I saw the second plane hit, but checking up on the WTS was the farthest thing from my mind.
I saw a Watchtower that gave an experience of how someone was impressed with the WTS. Also, Ciro Aulicino's talk makes references to the Bethel experience on 9/11/01 and the talk has been transcribed and exists in several places on the web. In each case they don't imply that there were more than a few dozen people actually helped. (At least they didn't pass out Watchtowers.)
Ciro, in fact, seems to be covering up for the lack of documented help by the WTS by implying there may have been more done but "we don't let our left hand know what our right hand is doing." I guess I might as well just quote the part:
So there are opportunities working and opening up for us. So we should take advantage of them. There are so many other things that we are dealing with, friends. But if you meet somebody who is a little regressive, just say, "We are doing everything we can." You can also tell the brothers, these people, say, "Look, we have provided support for the workers. We gave water. We sent tools. We had, uh, food when they came across the bridge. We provided something for them. And we even housed 50 of the victims in our home in New York." Let them know that. See, that they think we are not interested in the community. Of course we take an interest in the community. You are people we want to help, see. So if they know that, then that can be useful. And sometimes that will stop them in their track. "Well, how come you didn't print that?" "Well, like we said before, we don't let our right hand know what our left hand does. We just do, well, God sees our good works and we expect him to reward us." And somehow you can defuse a situation like that.

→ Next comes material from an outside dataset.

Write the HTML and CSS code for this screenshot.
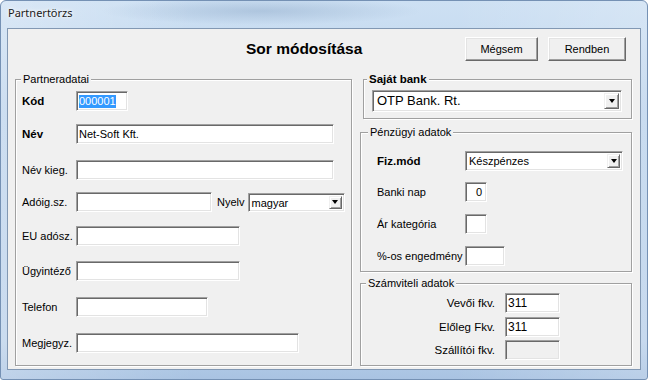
FILE: index.html
```html
<!DOCTYPE html>
<html lang="hu">
<head>
    <meta charset="UTF-8">
    <title>Partnertörzs</title>
    <link rel="stylesheet" href="styles.css">
</head>
<body>
    <div class="window">
        <div class="titlebar">Partnertörzs</div>
        <div class="client">
            <div class="header">
                <h1>Sor módosítása</h1>
                <button class="btn btn-cancel">Mégsem</button>
                <button class="btn btn-ok">Rendben</button>
            </div>
            <div class="content">
                <fieldset class="group partner">
                    <legend>Partneradatai</legend>
                    <div class="partner-grid">
                        <label class="bold">Kód</label>
                        <div class="field w-code"><span class="selected">000001</span></div>

                        <label class="bold">Név</label>
                        <div class="field w-name">Net-Soft Kft.</div>

                        <label>Név kieg.</label>
                        <div class="field w-name"></div>

                        <label>Adóig.sz.</label>
                        <div class="inline">
                            <div class="field w-tax"></div>
                            <label class="lang-label">Nyelv</label>
                            <div class="combo w-lang">
                                <span class="combo-text">magyar</span>
                                <span class="combo-btn small"><i class="arrow"></i></span>
                            </div>
                        </div>

                        <label>EU adósz.</label>
                        <div class="field w-mid"></div>

                        <label>Ügyintéző</label>
                        <div class="field w-mid"></div>

                        <label>Telefon</label>
                        <div class="field w-phone"></div>

                        <label>Megjegyz.</label>
                        <div class="field w-note"></div>
                    </div>
                </fieldset>

                <div class="right-col">
                    <fieldset class="group bank">
                        <legend class="bold">Saját bank</legend>
                        <div class="combo w-bank big">
                            <span class="combo-text">OTP Bank. Rt.</span>
                            <span class="combo-btn"><i class="arrow"></i></span>
                        </div>
                    </fieldset>

                    <fieldset class="group money">
                        <legend>Pénzügyi adatok</legend>
                        <div class="money-grid">
                            <label class="bold">Fiz.mód</label>
                            <div class="combo w-pay">
                                <span class="combo-text">Készpénzes</span>
                                <span class="combo-btn small"><i class="arrow"></i></span>
                            </div>

                            <label>Banki nap</label>
                            <div class="field w-tiny num">0</div>

                            <label>Ár kategória</label>
                            <div class="field w-tiny"></div>

                            <label>%-os engedmény</label>
                            <div class="field w-pct"></div>
                        </div>
                    </fieldset>

                    <fieldset class="group accounts">
                        <legend>Számviteli adatok</legend>
                        <div class="accounts-grid">
                            <label>Vevői fkv.</label>
                            <div class="field w-acc">311</div>

                            <label>Előleg Fkv.</label>
                            <div class="field w-acc">311</div>

                            <label>Szállítói fkv.</label>
                            <div class="field w-acc disabled"></div>
                        </div>
                    </fieldset>
                </div>
            </div>
        </div>
    </div>
</body>
</html>
```

FILE: styles.css
```css
body {
    margin: 0;
    background-color: #fff;
    font-family: "Liberation Sans", Arial, sans-serif;
    font-size: 11px;
    color: #000;
}
.window {
    width: 648px;
    height: 380px;
    box-sizing: border-box;
    border: 1px solid #7591b4;
    border-radius: 6px 6px 3px 3px;
    background:
        radial-gradient(ellipse 160px 14px at 260px 10px, rgba(120, 150, 185, 0.35), transparent),
        linear-gradient(90deg, rgba(255, 255, 255, 0.25), transparent 30%, transparent 70%, rgba(255, 255, 255, 0.2)),
        linear-gradient(#cde0f3, #bcd3ec 30%, #b9d0ea 90%, #a9c3e2);
    display: flex;
    flex-direction: column;
    overflow: hidden;
}
.titlebar {
    height: 27px;
    line-height: 24px;
    padding-left: 7px;
    font-family: "Noto Sans", sans-serif;
    font-size: 11px;
    color: #1b1b1b;
    text-shadow: 0 0 6px #fff, 0 0 3px #fff;
}
.client {
    height: 342px;
    box-sizing: border-box;
    margin: 0 6px;
    border: 1px solid #8298b3;
    background-color: #f0f0f0;
}
.header {
    display: flex;
    align-items: center;
    padding-top: 8px;
    height: 24px;
}
.header h1 {
    margin: 0 0 0 238px;
    font-size: 15.5px;
    font-weight: bold;
    flex: 1;
}
.btn {
    height: 24px;
    padding: 0;
    font-family: "Liberation Sans", Arial, sans-serif;
    font-size: 11px;
    color: #000;
    background-color: #f0f0f0;
    border: 1px solid;
    border-color: #fff #696969 #696969 #fff;
    box-shadow: inset -1px -1px 0 #a0a0a0, inset 1px 1px 0 #e3e3e3;
}
.btn-cancel {
    width: 73px;
}
.btn-ok {
    width: 78px;
    margin-left: 10px;
    margin-right: 14px;
}
.content {
    display: flex;
    margin-top: 12px;
    padding-left: 7px;
}
.group {
    margin: 0;
    padding: 0;
    min-inline-size: 0;
    box-sizing: border-box;
    border: 1px solid #a0a0a0;
    box-shadow: 1px 1px 0 #fff, inset 1px 1px 0 #fff;
}
.group legend {
    padding: 0 2px;
    line-height: 13px;
    background-color: #f0f0f0;
}
.bold {
    font-weight: bold;
    font-size: 11.5px;
}
label {
    line-height: 20px;
    white-space: nowrap;
}

/* Partneradatai */
.partner {
    width: 337px;
    height: 293px;
    padding: 5px 0 0 6px;
}
.partner legend {
    margin-left: -1px;
}
.partner-grid {
    display: grid;
    grid-template-columns: 54px auto;
    grid-template-rows: 33px 36px 32px 34px 35px 36px 36px 20px;
    align-items: start;
}
.inline {
    display: flex;
    align-items: center;
    height: 20px;
}
.lang-label {
    margin-left: 5px;
    margin-right: 3px;
}

/* fields */
.field {
    height: 20px;
    box-sizing: border-box;
    padding: 0 2px;
    line-height: 18px;
    background-color: #fff;
    border: 1px solid;
    border-color: #a0a0a0 #fff #fff #a0a0a0;
    box-shadow: inset 1px 1px 0 #696969, inset -1px -1px 0 #e3e3e3;
    white-space: nowrap;
    overflow: hidden;
}
.field.num {
    text-align: right;
    padding-right: 4px;
}
.field.disabled {
    background-color: #f0f0f0;
}
.selected {
    background-color: #3399ff;
    color: #fff;
    display: inline-block;
    line-height: 13px;
    margin-top: 2px;
}
.w-code { width: 52px; }
.w-name { width: 258px; }
.w-tax { width: 136px; }
.w-mid { width: 164px; }
.w-phone { width: 132px; }
.w-note { width: 223px; }
.w-tiny { width: 22px; }
.w-pct { width: 40px; }
.w-acc {
    width: 55px;
    font-size: 12px;
}

/* combo boxes */
.combo {
    display: flex;
    align-items: stretch;
    height: 19px;
    box-sizing: border-box;
    background-color: #fff;
    border: 1px solid;
    border-color: #a0a0a0 #fff #fff #a0a0a0;
    box-shadow: inset 1px 1px 0 #696969, inset -1px -1px 0 #e3e3e3;
    padding: 2px;
}
.combo-text {
    flex: 1;
    line-height: 15px;
    padding-left: 1px;
    white-space: nowrap;
}
.combo-btn {
    width: 15px;
    display: flex;
    align-items: center;
    justify-content: center;
    background-color: #f0f0f0;
    box-sizing: border-box;
    border: 1px solid;
    border-color: #f0f0f0 #696969 #696969 #f0f0f0;
    box-shadow: inset 1px 1px 0 #fff, inset -1px -1px 0 #a0a0a0;
}
.combo-btn.small {
    width: 13px;
}
.arrow {
    width: 0;
    height: 0;
    border-left: 3.5px solid transparent;
    border-right: 3.5px solid transparent;
    border-top: 4px solid #000;
}
.w-lang { width: 97px; }
.w-pay {
    width: 158px;
    height: 20px;
}
.w-bank {
    width: 250px;
    height: 22px;
}
.big .combo-text {
    font-size: 13px;
    line-height: 16px;
    padding-left: 2px;
}

/* right column */
.right-col {
    width: 272px;
    margin-left: 8px;
}
.bank {
    margin-left: 3px;
    width: 269px;
    height: 46px;
    padding: 4px 0 0 8px;
}
.bank legend {
    margin-left: -5px;
}
.money {
    margin-top: 7px;
    height: 146px;
    padding: 12px 0 0 16px;
}
.money legend {
    margin-left: -9px;
}
.money-grid {
    display: grid;
    grid-template-columns: 88px auto;
    grid-template-rows: 31px 32px 32px 20px;
    align-items: start;
}
.accounts {
    margin-top: 5px;
    height: 89px;
    padding: 3px 0 0 0;
}
.accounts legend {
    margin-left: 5px;
}
.accounts-grid {
    display: grid;
    grid-template-columns: 134px 55px;
    grid-template-rows: 24px 23px 20px;
    column-gap: 10px;
    align-items: start;
}
.accounts-grid label {
    text-align: right;
    font-size: 11.5px;
}
```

But remember, friends, right now it's going to be a time where we can do our good. There may be a time we may not be able to do much preaching. Who knows? But, uh, they may close in on us. It's going to be difficult. We have to stay very faithful, as we mentioned before. It is time to be very soberly assessing what God's organization has revealed to us.
We're glad to see that so many have suddenly started coming to the meetings again.
Ciro's dishonest use of statistics comes through loud and clear when he says:
But I know in New York it's been very traumatic. I went out in service the day, the wee, that Saturday after, and I just stood on the street. And as people walked by, all I said is, "You know, I'm hurting. I'm crying." And they turned and they looked and they says, "Well we are too." I said, "I lost 14 of my friends in that attack." "Oh, really?" Immediately they get on your side, see. So, when you talk to people and they start telling you about this, say, "Well we, we lost 14, too. We lost dear friends. Devoted brothers." Now one is known dead. Thirteen are missing. So we assume they're all gone. And, uh, some of them were elders in the Bronx I know. And it's been painful, you know. So try to get on the people's side. Let them see. Let them talk.
Ciro says to "say you lost 14 friends" to get them on your side when you are in field service. I doubt Ciro knew even one of them, so what are the chances that these folks listening to his talk in South Carolina knew any of them.
The previous comments about getting things from the commissary was a nice gesture, but they could have done much more -- even if just for Public Relations purposes. I actualy think the Bethelites would have been happy to give up lunch for them. Lunch was already on its way by the time most of the people got over the bridge. They had the ability to feed a couple thousand. And if some member of the GB had wanted to talk to them at the same time over the loudspeaker, it might have been crass, but even that would have been better than passing out just some food to only a few dozen out of a couple thousand. (100 years from now they could have printed the experience and claimed that 2,000 were fed with just a few loaves and fishes.)
I have heard that there was too much looking out the windows and some floors were asked to just get back to work. But I'd bet that this was very inconsistent. Besides, when something traumatic happens, they've learned in the past to shut down some of the more dangerous equipment for a while. There'd be less fingers and hands if they just put them all back on the lines immediately. Over the years, the factory overseers have learned a couple of things. (I hope.)